March 18, 2015 Speaker: Ken Ramey Series: The Ten Commandments

Topic: Family Passage: Exodus 20:12

The Bridge

Exodus 20:12

Rebellion against parents is ultimately rebellion against the authority of God (Romans 13:1). The relationship in which we stand to our parents, a relationship based upon the fact that we owe our existence to them, that we are made in their image, that for so long a time we depend on them for the actual maintenance of life, and that, as the necessary result of all this, we are completely under their authority during childhood. This relationship is naturally made the highest symbol of our relationship to God Himself.

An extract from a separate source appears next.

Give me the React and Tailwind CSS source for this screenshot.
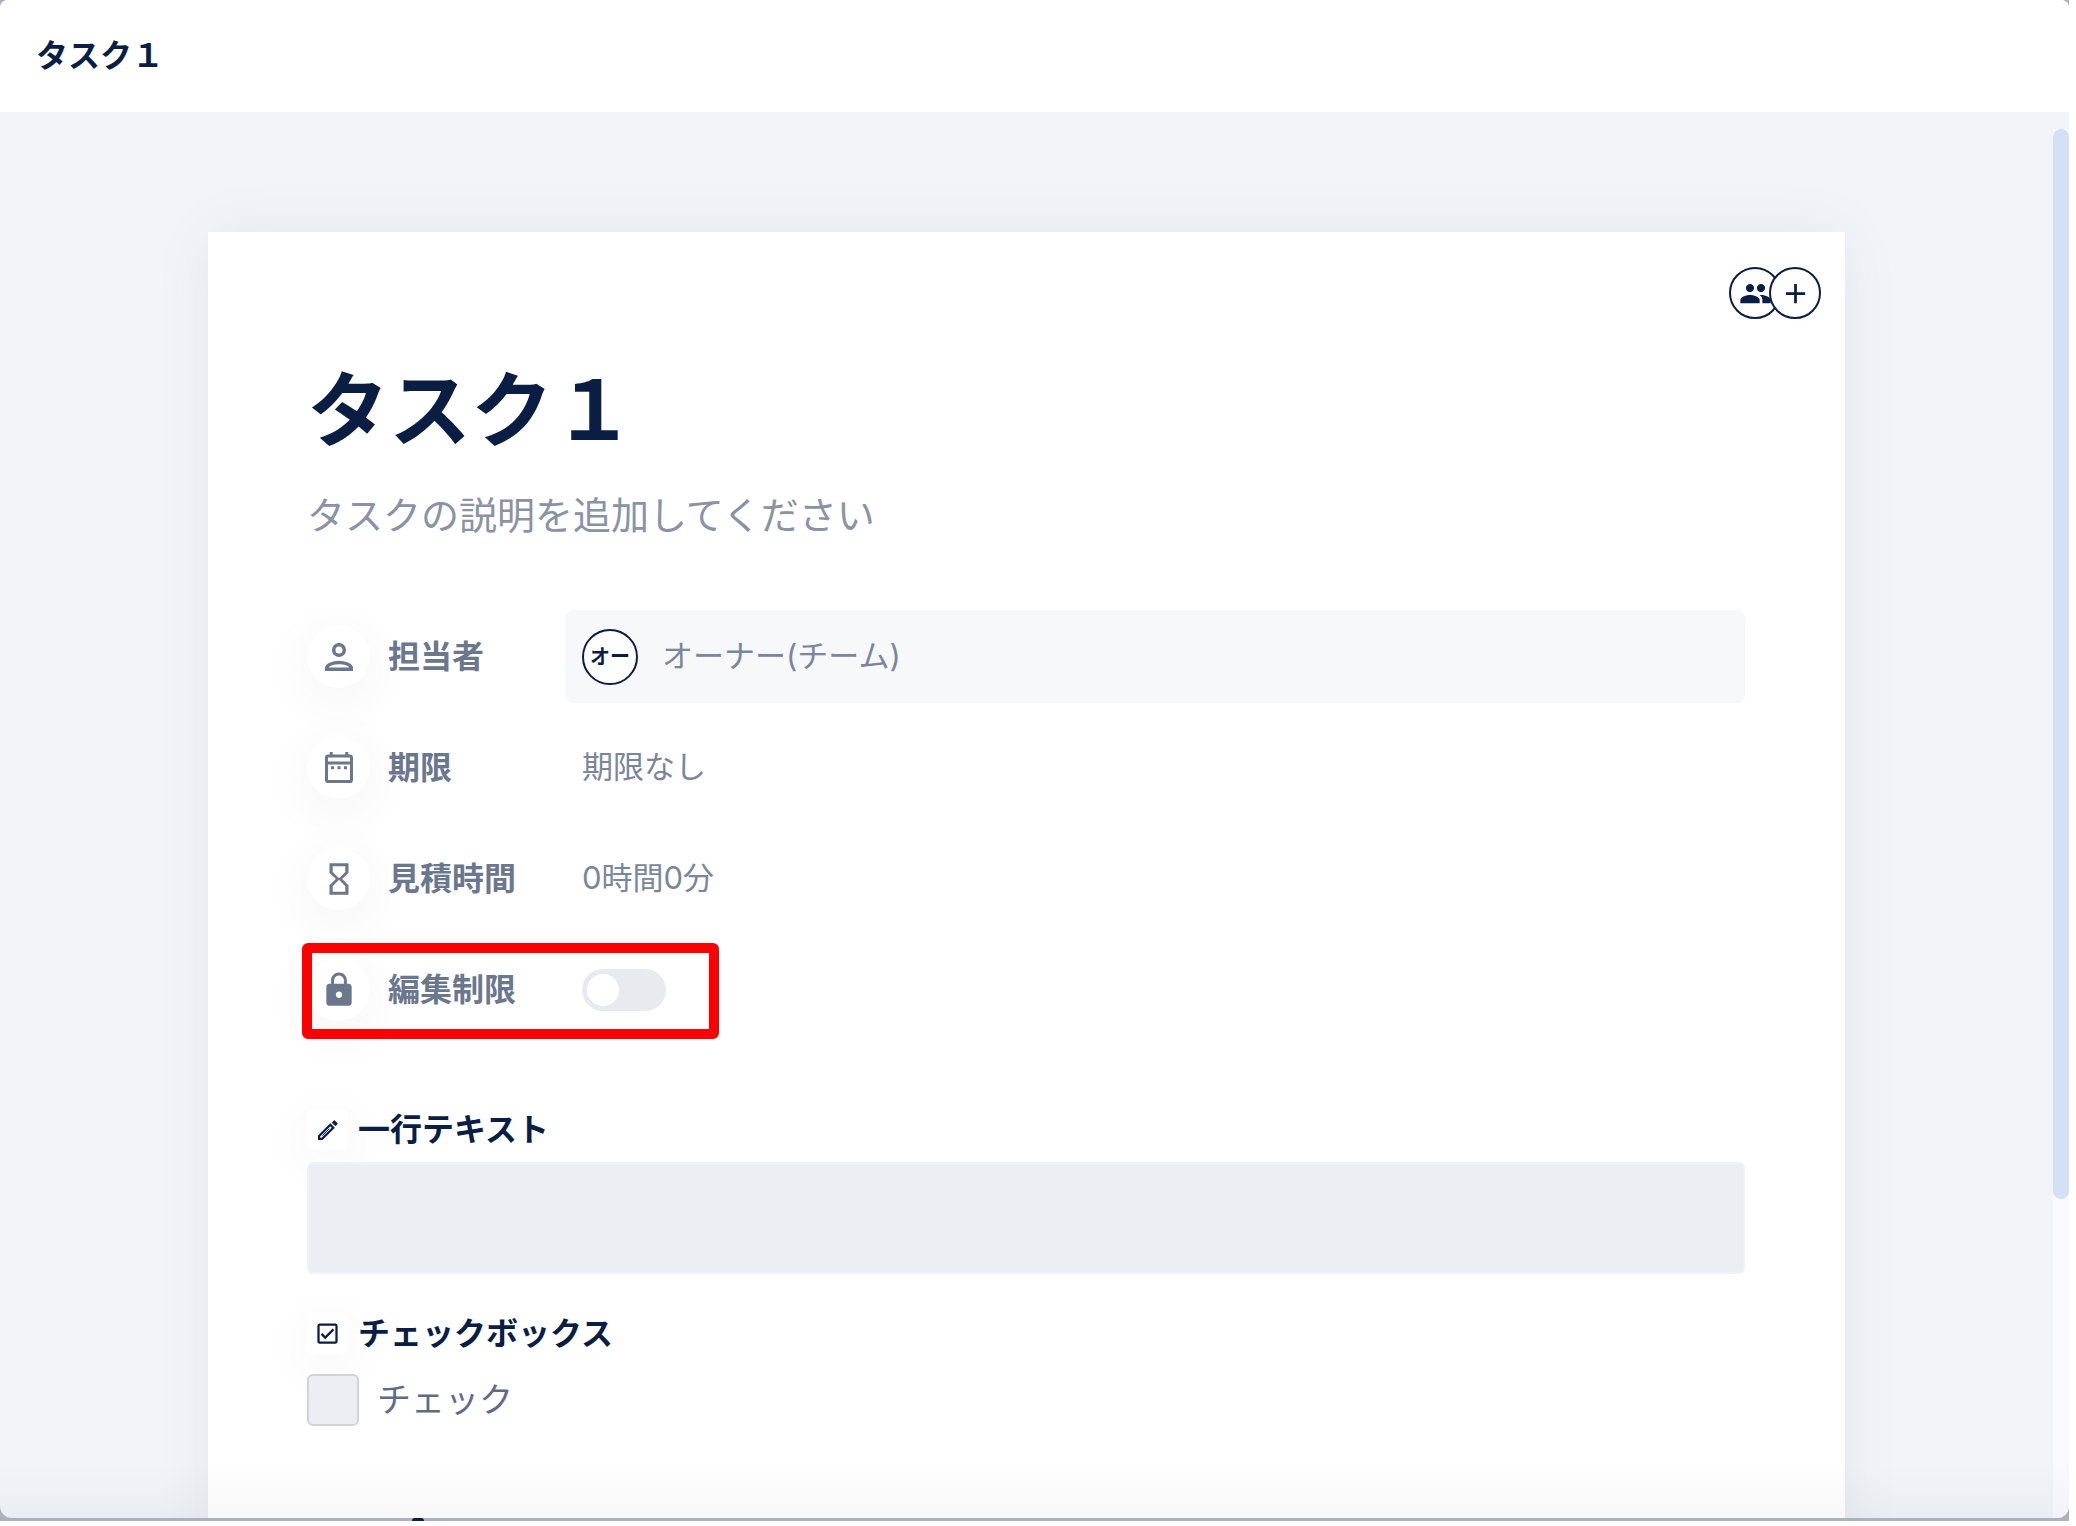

The 5th Commandment can be divided into two parts:

1. THE COMMAND
The things your parents say and the way they act should carry a lot of weight. God commands us to hold our parents up in reverence (Deuteronomy 27:16, Ezekiel 22:7). This means honoring them. Honoring our parents includes respect, attention, love, affection, admiration, appreciation, consultation, and obedience, as long as childhood and youth continue, and in different, higher ways as we grow through adulthood.

2. THE PROMISE
The promise attached to the 5th Commandment is a promise of long life to individuals who honor their parents and common experience justifies this (Proverbs 3:1, 4:10). Longevity is the reason God gave us this command (e.g., Deuteronomy 5:16) and the promise of longevity includes God’s blessing through all the days of our lives (Ephesians 6; Proverbs 20:20, 30:17).

God hates when children disobey their parents, and His hatred of this hasn’t changed since the day His Commandments was given. Through His life, Jesus provided the model for how we should honor our parents, and through His death on the cross He provided the means by which we are able to do so.